諏訪敦彦+イポリット・ジラルド『ユキとニナ』(2009年)の試写を東京日仏会館で観た。
上映前に、ユキ役のノエ・サンピと諏訪監督の舞台挨拶があった。ノエ・サンピはフランス人の父と日本人の母を持つ9歳の子ども、本当にすれてない感じ。そりゃ9歳だもんなと思っていると、なぜか演歌歌手のさくらまや(10歳!)が登場し、完璧にステージの受け答えをして、なぜかジャクソン5の「ママがサンタにキスをした」を歌った。司会の女性は2人の子どもを並べて天才天才と持ち上げていた。こういう大人になってはいけない。
ユキは離婚間際の父母とパリで暮らしている。母が日本に連れて帰ろうとするのを突然拒否したユキは、友だちのニナと家出をする。ニナの両親も離婚していて、2人が向った先はニナの父の別荘。そこから森の中へと入っていった2人だが、ユキはあえてニナとはぐれ、本能の赴くままに森の中を歩き続ける。と、いきなり開けた場所は日本の田園風景。

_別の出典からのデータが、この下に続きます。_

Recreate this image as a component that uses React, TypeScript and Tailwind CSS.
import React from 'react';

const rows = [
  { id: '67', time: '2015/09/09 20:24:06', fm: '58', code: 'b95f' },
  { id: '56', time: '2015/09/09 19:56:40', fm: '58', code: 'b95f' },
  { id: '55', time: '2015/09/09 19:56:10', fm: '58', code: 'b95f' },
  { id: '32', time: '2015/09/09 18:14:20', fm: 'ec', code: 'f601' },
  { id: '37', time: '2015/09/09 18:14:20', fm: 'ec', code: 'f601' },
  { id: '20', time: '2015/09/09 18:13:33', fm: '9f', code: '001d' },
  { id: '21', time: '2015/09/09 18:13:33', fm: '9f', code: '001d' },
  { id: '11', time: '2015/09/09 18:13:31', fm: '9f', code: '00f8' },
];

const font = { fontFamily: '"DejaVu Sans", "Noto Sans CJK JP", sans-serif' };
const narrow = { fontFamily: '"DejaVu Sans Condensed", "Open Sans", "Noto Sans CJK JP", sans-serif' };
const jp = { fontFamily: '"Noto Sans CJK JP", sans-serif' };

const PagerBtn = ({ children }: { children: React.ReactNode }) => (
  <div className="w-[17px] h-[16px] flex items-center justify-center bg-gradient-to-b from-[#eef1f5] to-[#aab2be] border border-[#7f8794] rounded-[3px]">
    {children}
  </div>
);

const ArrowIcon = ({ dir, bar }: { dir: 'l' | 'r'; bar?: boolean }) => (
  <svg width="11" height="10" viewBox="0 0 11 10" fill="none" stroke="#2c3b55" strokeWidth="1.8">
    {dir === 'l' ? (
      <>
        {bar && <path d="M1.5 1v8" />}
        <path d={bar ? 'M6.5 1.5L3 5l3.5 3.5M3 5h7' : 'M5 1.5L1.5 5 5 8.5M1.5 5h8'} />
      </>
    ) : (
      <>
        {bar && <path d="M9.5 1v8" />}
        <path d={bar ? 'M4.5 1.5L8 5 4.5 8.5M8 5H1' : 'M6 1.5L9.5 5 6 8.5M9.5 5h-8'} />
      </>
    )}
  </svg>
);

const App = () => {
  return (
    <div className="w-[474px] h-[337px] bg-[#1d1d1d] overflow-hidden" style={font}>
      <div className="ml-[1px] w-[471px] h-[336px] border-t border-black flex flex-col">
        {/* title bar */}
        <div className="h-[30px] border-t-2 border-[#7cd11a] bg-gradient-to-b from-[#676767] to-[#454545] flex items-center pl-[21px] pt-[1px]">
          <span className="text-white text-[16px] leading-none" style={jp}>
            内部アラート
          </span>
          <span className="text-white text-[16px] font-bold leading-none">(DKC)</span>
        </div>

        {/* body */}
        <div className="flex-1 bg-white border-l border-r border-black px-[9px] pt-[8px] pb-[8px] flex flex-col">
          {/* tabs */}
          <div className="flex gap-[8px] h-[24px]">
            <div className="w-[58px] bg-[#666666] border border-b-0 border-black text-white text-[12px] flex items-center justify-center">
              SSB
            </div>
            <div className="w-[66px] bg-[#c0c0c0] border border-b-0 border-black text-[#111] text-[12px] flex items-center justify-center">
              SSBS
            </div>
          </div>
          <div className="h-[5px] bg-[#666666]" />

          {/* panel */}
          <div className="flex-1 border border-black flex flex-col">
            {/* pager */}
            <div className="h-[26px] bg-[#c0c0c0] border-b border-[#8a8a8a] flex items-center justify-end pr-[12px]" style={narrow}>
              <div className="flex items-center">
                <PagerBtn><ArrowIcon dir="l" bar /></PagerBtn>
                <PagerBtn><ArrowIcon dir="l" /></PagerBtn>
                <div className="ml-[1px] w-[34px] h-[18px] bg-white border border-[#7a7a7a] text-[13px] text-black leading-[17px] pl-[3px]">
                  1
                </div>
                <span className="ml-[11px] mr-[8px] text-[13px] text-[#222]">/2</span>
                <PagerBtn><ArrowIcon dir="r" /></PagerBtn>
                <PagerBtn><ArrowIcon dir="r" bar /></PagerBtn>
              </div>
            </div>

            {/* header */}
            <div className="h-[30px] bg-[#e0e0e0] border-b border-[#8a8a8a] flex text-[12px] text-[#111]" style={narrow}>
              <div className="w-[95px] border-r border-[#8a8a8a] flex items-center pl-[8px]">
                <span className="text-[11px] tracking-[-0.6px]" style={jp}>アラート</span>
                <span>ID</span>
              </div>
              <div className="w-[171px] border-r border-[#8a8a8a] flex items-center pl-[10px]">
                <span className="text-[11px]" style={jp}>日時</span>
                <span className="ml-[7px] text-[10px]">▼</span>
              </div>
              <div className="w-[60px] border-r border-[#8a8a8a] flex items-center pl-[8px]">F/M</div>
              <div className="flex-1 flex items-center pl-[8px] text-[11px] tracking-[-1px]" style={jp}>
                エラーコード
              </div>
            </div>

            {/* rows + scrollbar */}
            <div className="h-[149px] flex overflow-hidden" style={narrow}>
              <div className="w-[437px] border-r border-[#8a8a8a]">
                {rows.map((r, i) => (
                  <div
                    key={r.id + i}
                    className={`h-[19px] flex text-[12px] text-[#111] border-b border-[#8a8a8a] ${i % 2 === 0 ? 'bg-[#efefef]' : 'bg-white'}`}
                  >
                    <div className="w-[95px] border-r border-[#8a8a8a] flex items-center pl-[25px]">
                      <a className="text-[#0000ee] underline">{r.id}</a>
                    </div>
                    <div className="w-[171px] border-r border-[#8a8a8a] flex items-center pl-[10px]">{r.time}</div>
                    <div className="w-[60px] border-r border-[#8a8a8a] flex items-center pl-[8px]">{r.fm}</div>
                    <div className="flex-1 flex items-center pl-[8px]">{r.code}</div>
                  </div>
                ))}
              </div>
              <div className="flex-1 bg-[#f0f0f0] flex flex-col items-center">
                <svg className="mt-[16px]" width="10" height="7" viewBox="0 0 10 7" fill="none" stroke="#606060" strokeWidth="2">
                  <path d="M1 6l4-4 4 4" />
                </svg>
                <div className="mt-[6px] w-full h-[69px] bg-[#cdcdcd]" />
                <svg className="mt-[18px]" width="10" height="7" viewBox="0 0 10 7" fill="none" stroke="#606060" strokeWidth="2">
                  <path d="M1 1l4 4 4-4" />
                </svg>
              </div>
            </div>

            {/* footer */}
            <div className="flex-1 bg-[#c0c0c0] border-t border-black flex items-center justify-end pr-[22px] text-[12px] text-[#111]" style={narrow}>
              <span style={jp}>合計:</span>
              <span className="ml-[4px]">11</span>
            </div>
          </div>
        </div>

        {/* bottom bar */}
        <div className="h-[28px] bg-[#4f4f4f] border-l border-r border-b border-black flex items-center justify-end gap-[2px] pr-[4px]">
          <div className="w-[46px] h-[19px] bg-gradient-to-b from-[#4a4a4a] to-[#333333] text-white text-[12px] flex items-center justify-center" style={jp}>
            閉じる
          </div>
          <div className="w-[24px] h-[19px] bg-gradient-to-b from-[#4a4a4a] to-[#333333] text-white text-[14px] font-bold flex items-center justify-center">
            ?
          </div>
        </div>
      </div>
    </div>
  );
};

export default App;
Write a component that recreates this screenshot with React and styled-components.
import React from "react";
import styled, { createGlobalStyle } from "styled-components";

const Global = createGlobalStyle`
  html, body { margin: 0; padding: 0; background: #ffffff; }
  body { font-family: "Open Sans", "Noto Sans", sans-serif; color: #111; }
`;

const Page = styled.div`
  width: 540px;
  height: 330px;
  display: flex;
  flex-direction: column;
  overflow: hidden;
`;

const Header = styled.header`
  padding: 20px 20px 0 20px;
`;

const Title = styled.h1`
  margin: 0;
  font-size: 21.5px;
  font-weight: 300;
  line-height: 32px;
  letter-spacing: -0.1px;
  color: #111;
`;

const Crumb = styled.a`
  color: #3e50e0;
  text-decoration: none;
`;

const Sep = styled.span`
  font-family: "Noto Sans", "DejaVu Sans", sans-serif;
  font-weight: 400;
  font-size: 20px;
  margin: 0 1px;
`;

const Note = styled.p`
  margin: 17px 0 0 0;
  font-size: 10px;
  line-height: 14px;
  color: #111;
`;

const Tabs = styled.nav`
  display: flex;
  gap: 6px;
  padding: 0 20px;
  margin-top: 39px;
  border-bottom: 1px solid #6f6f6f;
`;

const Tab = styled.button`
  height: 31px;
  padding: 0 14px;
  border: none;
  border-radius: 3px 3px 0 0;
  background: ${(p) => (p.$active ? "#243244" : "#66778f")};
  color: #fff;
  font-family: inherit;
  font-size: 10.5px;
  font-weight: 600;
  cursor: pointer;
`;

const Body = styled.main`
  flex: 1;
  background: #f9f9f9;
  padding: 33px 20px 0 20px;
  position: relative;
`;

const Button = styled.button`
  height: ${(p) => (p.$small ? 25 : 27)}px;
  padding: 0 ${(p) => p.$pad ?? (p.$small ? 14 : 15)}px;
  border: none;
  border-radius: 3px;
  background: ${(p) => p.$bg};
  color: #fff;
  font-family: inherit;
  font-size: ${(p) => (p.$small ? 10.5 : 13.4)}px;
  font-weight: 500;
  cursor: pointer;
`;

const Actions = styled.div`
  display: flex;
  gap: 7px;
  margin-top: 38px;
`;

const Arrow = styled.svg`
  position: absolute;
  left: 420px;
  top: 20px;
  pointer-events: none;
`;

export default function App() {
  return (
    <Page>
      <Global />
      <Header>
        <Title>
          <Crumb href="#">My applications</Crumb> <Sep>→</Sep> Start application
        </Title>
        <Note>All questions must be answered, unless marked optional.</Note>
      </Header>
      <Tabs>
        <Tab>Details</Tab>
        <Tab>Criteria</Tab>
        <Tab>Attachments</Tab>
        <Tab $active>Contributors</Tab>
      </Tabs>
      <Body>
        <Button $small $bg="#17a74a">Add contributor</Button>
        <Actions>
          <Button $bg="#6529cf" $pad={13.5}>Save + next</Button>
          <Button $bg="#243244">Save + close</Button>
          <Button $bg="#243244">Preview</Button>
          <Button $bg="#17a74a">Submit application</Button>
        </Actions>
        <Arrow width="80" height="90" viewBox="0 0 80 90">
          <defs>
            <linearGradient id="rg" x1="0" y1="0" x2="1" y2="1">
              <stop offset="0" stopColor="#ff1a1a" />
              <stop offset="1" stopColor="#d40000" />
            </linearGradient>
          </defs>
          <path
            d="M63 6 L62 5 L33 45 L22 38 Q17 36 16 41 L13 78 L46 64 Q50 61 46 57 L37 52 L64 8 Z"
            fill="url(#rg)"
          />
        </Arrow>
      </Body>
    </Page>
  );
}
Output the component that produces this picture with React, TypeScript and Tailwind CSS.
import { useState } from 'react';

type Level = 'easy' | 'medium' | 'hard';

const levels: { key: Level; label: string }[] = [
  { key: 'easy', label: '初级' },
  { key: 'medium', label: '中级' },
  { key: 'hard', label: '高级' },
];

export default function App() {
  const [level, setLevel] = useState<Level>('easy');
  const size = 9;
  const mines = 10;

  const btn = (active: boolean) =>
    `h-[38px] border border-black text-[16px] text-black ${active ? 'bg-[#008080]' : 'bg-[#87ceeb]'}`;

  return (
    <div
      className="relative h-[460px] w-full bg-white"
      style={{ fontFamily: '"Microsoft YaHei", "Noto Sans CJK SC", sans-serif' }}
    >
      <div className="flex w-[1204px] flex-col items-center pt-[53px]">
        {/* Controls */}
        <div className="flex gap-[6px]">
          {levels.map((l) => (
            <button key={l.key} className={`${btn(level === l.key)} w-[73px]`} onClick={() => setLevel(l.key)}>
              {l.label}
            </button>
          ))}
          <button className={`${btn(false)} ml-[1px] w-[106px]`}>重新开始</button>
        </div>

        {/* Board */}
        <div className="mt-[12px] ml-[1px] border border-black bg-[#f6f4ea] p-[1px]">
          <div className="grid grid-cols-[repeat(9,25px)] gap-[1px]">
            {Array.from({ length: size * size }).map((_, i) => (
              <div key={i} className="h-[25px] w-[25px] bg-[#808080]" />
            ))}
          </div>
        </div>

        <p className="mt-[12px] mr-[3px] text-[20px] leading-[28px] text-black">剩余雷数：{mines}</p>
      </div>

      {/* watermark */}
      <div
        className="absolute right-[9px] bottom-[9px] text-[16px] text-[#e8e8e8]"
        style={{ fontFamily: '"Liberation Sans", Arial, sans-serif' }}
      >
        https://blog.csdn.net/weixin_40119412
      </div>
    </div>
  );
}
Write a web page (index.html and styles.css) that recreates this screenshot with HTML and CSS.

何の予備知識もなしに観た映画だが、傑作であり、怪作と言ってもいい。台詞はほとんど即興(子どもも!)。無限大の内的世界を持った子どもが蠢く、無限大の存在を孕む森。ノスタルジックでメルヘンチックなおとぎ話を想像して入ると、思わぬ衝撃を受けるに違いない。
ユキの父親は離婚の哀しさからか、深夜大音量の音楽とともに酔っ払って踊り、起きてきたユキに「大人なんてヘンな生き物なんだよ」と呟く。何だか身につまされてしまう。そして観る者はヘンな生き物の大人であると同時に、底知れない生き物である子どもにも自分を投影する。
エンディングテーマは、UA+大島保克「てぃんさぐぬ花」。これもさりげなく秀逸。